6. Be your competitor's customer too. See how they do things differently and try to figure out why. Continuing on ice, the Shangri La hotel in Beijing puts ice in your room around 5 pm every day whether you ask for it or not. Is it more efficient to do it this way? Maybe not in terms of cost. But every thirty minutes or so, the melting ice makes a little crunching sound, reminding the guest that he could have a nice ice cold whiskey. Perhaps the hotel discovered that it sells more from the mini-bar with its excellent margins through this approach. If you suggest ideas like this to your marketing manager, listen carefully to his response. He might say that he doesn't think this will work for your hotel, or whatever your business may be. Fire him. He is a danger to your business. He tries to do your customers' thinking for them. A good marketing manager will respond that trying the idea on two floors of the hotel and calculating the effect after a month or so will do no harm. By the way, remember to fire your bad managers with the best possible letters of recommendation so that your competitors will hire them. You might even consider monitoring when your competitors have job openings so that you get your timing right.

So shop your competitors in order to better and more fully take your customers' perspective and to find ideas and try them in your own business. If the idea doesn't work, you lose little, if the idea does work you have made your money machine a more perfect money machine.
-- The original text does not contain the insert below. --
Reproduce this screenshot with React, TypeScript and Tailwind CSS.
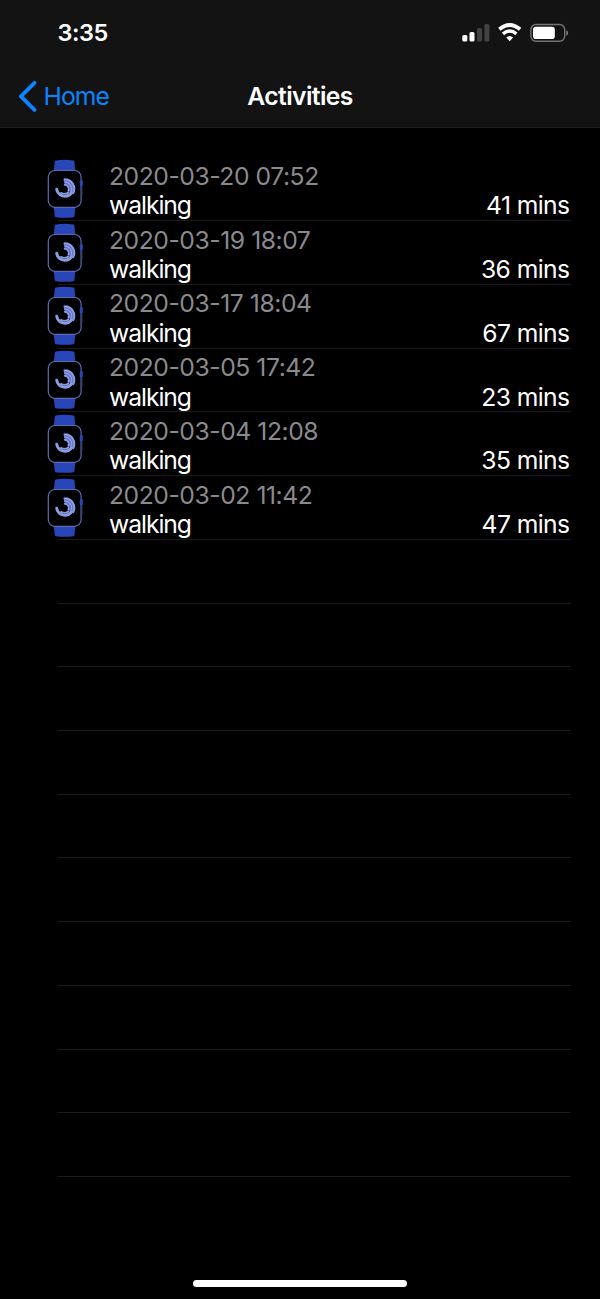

" Be your competitor's customer too."

Managers are very busy, just like people in every day life they find themselves so busy doing all sorts of different things that they never find time for themselves, time to improve themselves, time to learn, time to think, time to exercise. Companies too are like people in everyday life, too busy with what they are doing, never finding time to work on themselves, busy with what is urgent, not with what is important. The above exercises are maybe not urgent for your company, but they are definitely important.